## BEGIN Task material
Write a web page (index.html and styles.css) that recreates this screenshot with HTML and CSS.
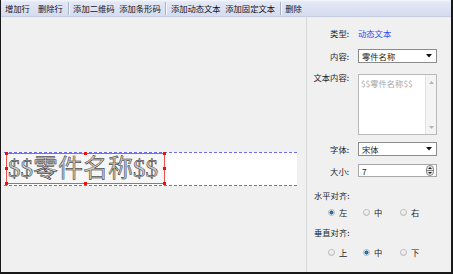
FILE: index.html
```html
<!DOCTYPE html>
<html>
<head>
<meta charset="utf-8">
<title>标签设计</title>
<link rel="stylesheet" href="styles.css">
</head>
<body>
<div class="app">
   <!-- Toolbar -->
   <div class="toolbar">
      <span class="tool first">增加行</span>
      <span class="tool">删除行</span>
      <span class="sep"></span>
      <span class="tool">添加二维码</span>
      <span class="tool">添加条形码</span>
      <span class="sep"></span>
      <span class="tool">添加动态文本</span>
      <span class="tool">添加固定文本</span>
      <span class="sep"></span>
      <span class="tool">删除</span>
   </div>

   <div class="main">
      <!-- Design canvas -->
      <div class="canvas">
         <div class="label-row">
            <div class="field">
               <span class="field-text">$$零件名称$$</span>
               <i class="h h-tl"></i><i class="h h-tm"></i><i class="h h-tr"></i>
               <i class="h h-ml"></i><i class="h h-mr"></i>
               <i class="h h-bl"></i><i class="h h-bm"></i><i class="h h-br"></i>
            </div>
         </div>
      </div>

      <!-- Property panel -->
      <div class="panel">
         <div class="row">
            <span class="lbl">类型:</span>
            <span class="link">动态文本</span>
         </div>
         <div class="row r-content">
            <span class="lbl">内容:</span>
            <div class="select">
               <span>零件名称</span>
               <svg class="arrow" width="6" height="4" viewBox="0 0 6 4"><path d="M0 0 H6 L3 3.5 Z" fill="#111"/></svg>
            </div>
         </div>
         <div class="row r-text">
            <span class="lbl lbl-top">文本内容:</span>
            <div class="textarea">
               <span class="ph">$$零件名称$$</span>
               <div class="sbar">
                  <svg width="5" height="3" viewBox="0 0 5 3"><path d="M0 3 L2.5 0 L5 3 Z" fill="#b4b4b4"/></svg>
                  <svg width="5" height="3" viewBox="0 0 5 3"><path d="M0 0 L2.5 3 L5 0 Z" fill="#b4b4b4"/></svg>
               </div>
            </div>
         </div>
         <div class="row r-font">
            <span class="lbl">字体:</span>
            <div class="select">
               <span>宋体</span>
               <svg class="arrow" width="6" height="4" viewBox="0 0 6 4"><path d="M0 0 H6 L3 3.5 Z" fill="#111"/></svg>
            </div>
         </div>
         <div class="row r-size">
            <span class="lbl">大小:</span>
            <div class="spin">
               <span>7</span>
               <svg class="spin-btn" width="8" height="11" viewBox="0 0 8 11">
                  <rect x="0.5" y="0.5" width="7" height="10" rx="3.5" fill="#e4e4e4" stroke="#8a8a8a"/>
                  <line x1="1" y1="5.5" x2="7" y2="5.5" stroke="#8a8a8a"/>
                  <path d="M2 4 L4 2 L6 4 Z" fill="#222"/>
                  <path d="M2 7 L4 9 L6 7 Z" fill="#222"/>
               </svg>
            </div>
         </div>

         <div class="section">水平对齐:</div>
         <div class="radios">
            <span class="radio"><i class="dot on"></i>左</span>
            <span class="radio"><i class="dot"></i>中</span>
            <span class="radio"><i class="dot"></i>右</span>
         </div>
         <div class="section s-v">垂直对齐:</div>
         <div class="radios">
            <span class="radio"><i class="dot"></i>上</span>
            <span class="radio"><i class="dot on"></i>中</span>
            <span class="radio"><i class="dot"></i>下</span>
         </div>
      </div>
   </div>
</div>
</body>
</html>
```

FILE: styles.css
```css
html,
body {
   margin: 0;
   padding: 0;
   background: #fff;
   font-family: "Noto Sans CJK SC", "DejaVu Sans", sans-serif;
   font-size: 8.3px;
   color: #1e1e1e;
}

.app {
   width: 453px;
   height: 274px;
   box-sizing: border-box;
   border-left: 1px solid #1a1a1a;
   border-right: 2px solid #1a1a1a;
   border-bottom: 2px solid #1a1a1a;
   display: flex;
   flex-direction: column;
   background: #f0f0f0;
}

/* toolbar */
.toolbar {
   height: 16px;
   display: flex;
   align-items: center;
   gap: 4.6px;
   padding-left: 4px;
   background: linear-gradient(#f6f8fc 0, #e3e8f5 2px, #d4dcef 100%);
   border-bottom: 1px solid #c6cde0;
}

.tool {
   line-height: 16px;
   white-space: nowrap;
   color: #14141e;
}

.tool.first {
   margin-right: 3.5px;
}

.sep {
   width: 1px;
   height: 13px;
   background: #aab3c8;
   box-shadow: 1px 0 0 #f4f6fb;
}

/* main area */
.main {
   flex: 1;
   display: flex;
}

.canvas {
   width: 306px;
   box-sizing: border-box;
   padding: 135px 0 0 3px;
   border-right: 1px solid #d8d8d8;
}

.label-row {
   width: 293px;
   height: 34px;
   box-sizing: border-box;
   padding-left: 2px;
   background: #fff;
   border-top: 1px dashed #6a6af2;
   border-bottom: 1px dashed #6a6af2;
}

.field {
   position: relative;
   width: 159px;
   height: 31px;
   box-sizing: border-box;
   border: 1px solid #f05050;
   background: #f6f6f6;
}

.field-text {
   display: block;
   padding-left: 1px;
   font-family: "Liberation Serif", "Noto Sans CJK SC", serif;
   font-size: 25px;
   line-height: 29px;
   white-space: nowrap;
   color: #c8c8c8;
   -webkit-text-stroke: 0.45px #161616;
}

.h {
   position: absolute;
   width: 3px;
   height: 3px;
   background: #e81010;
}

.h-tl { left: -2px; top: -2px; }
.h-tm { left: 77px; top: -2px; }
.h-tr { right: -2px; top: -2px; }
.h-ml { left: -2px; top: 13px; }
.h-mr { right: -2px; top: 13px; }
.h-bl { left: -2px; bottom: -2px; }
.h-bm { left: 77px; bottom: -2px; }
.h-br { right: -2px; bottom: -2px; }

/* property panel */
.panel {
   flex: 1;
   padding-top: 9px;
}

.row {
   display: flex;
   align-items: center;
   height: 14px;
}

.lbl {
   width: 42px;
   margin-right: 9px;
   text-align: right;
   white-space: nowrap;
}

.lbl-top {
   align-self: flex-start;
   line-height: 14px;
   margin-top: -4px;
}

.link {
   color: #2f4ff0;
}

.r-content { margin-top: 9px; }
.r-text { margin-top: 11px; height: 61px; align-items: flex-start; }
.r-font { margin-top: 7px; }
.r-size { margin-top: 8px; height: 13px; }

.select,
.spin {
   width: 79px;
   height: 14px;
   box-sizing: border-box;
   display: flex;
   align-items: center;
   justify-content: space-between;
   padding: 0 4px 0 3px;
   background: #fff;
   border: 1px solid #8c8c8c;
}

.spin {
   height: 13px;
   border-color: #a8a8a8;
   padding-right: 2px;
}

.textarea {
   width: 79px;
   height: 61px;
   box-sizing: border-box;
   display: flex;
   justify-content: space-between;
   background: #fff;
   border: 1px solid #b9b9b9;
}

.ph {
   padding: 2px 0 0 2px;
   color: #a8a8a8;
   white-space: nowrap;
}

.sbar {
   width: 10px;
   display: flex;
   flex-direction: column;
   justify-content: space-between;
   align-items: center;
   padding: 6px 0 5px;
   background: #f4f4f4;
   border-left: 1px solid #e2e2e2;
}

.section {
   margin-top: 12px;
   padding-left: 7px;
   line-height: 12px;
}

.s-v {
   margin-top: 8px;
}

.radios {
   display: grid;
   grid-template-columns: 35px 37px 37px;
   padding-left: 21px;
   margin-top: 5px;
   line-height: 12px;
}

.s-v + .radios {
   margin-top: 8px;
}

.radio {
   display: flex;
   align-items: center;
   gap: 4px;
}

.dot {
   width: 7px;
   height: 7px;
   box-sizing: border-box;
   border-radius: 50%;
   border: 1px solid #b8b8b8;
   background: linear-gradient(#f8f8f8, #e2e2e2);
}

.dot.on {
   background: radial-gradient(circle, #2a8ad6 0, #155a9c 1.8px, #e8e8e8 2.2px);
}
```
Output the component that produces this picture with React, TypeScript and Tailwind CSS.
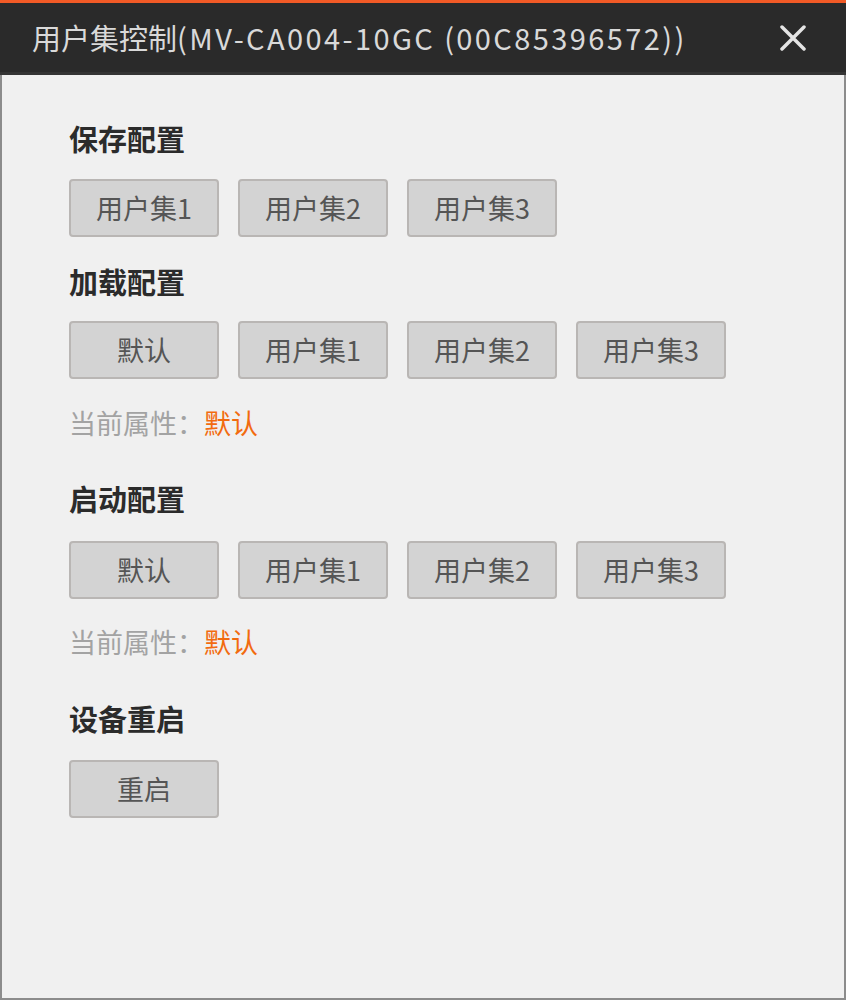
## END Task material
• Exercise brief: Find all lines holding the string "with" and copy them.

• Answer for this exercise:
Write a web page (index.html and styles.css) that recreates this screenshot with HTML and CSS.
Output the component that produces this picture with React, TypeScript and Tailwind CSS.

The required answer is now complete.